The second soliflore from Le Galion is Tubereuse and it was these creations of specific soliflores that inspired perfumer Paul Vacher to branch out on his own. As a perfumer he was drawn to the creative challenge in essentially creating a perfume featuring one singular note. What I have always enjoyed is seeing the different visions every perfumer brings to their version of a fragrance of a single flower. M. Vacher’s vision for Tubereuse is very different than most other tuberose soliflores out there. Tuberose is a floral that is hard to like, for many, and one of the reasons they will cite is that it is too much, too bold, too flowery. In short tuberose is a pushy note. M. Vacher wanted to display a softer side of tuberose and he has made a downy soft version of it in Tubereuse.

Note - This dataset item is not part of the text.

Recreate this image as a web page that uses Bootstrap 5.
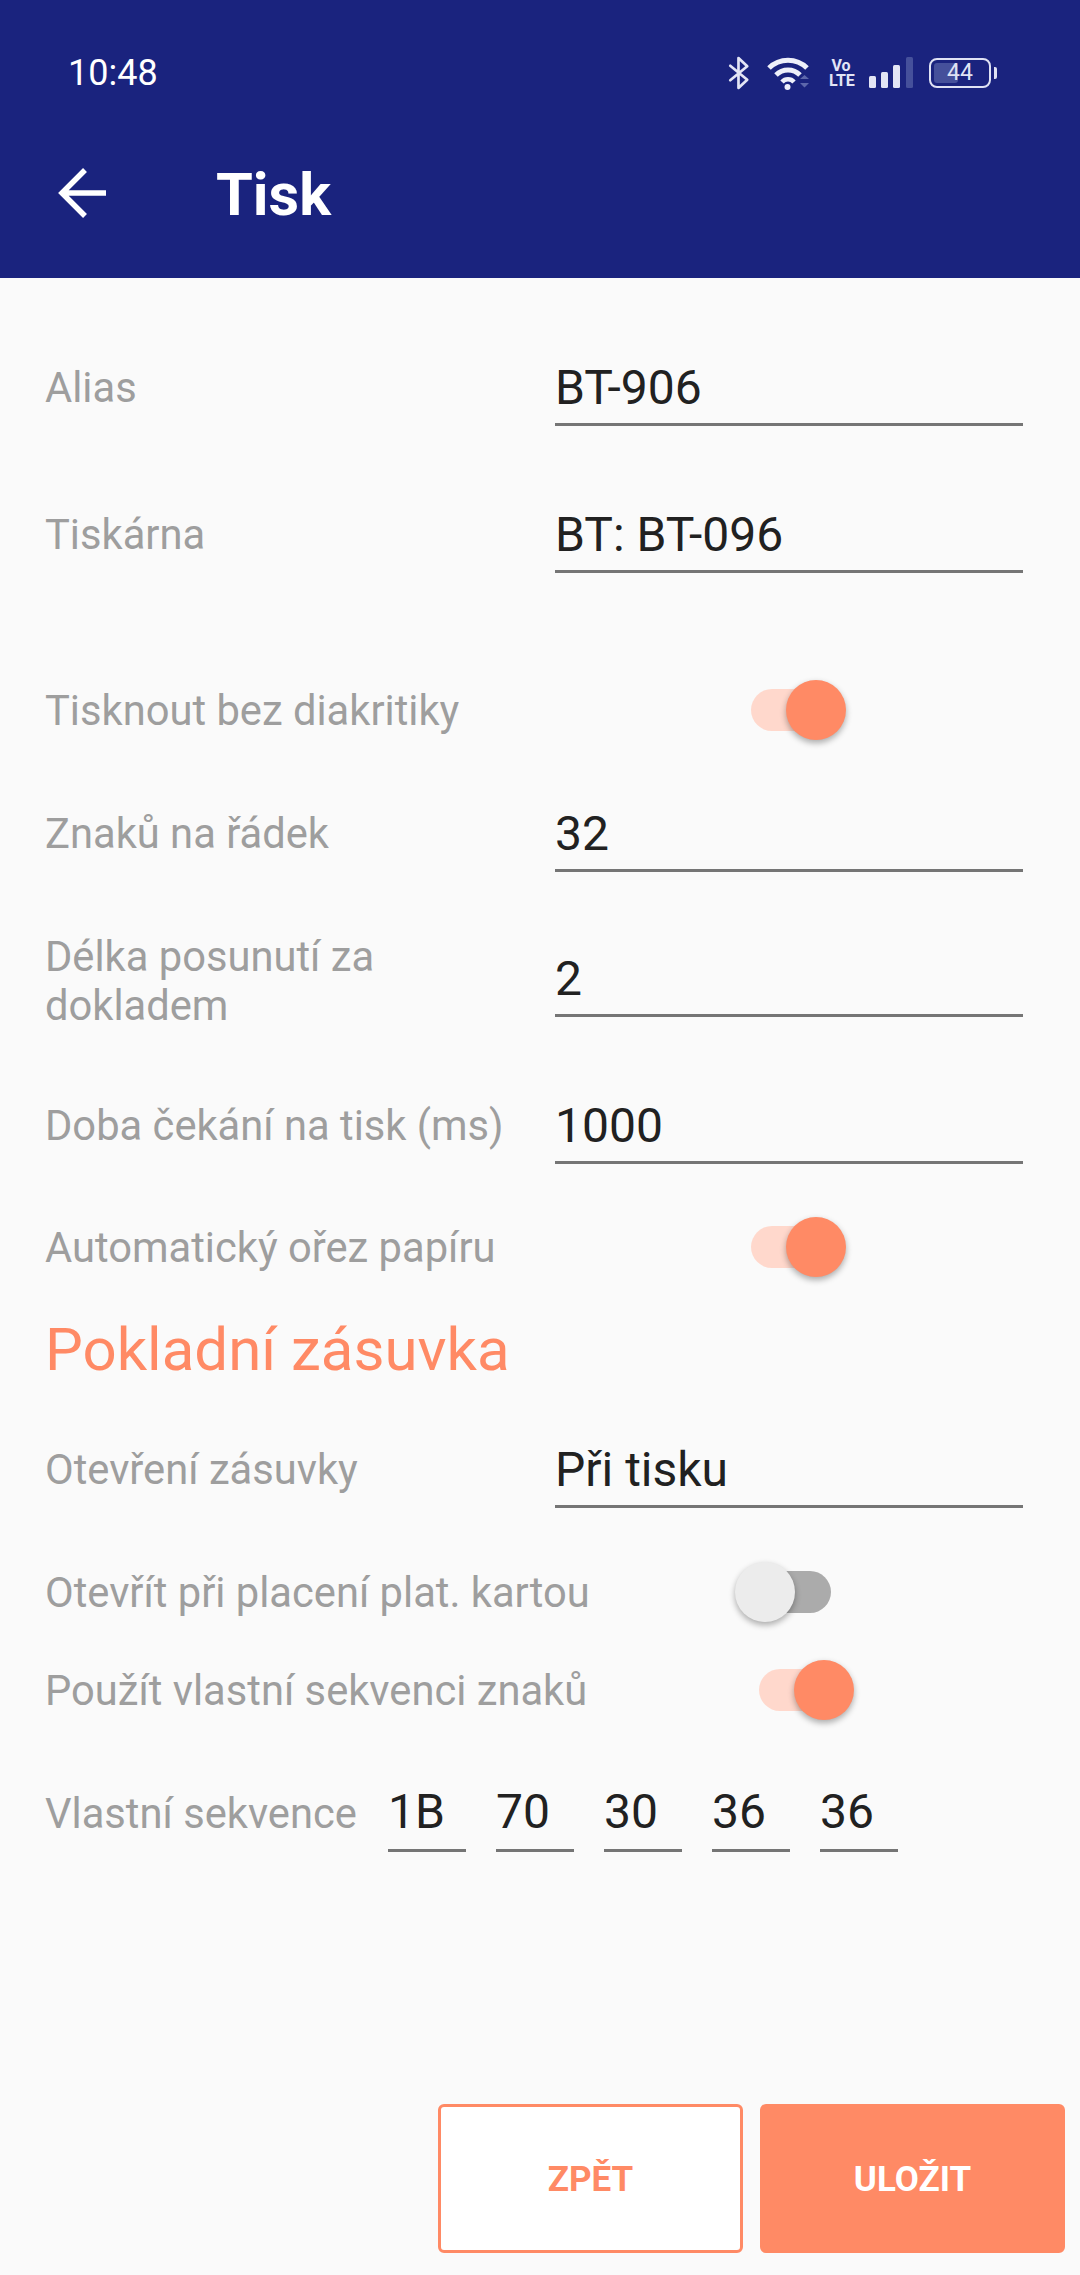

M. Vacher, I believe understood that the natural exuberance of tuberose, if turned inward, could create a special effect and so the construction of Tubereuse is all about taking the showy aspects of tuberose and calming them down. The taming of tuberose starts with a fruity foil of raspberry and pear. You might think this would make the tuberose sweeter but it has an effect here of adding a crisp fruity quality more than sweetness. Galbanum and mandarin also provide opposition to the sweeter nature. It takes all of this to keep tuberose from getting out of control and it works surprisingly well. In the current day of fruity florals this exudes a sophistication not often seen within the genre. Tuberose displays its floral charms in the heart but it also has competition from rose and orange blossom to, again, temper the tuberose. The base uses cedar to add a clean woody outline to allow amber and musk the opportunity to welcome tuberose to the finish.
Tubereuse has 8-10 hour longevity and modest sillage, unusually modest for a tuberose fragrance. If you’re looking for an office friendly tuberose this might be the one.
There are three of the nine fragrances in this re-launch of Le Galion which were able to be re-made from M. Vacher’s original recipes, 1947’s Special for Gentlemen is one of them. At this point Le Galion has survived World War 2 and France was beginning its post-war revival as the center of style. M. Vacher has positioned Le Galion as a major perfume player in that. Along with Jean Carles he would create the iconinc Miss Dior also in 1947. For his own line he wanted a gentlemen’s fragrance that also exhibited a savoir faire. I wonder if he envisioned a stylish Parisian couple wearing these two fragrances walking alongside the Seine as he composed Special for Gentlemen. It is definitely a throwback to a time when men wanted a fragrance that was less clean and had some oomph to it.
Special for Gentlemen opens on a duet of lavender and galbanum. I like this combination a lot as galbanum reminds me that lavender has a bitter underpinning lurking underneath the more familiar floralcy. Cinnamon and labdanum hold the central part of the development and as with the tuberose in Tubereuse M. Vacher makes the cinnamon atypically soft. The use of the labdanum is what makes this work as it provides foundation for the cinnamon to push against. The base is castoreum modulated with a bit of vanilla, oak moss, and patchouli. This is the kind of animalic finish masculine fragrances had until the words “Sport” started showing up on bottles. Special for Gentlemen reminds me how much I miss those perfumes and how happy I am that the pendulum might be swinging back a bit.
Special for Gentlemen has 6-8 hours of longevity and moderate sillage. This is for a night out on the town.
Disclosure: This review was based on samples provided by Le Galion.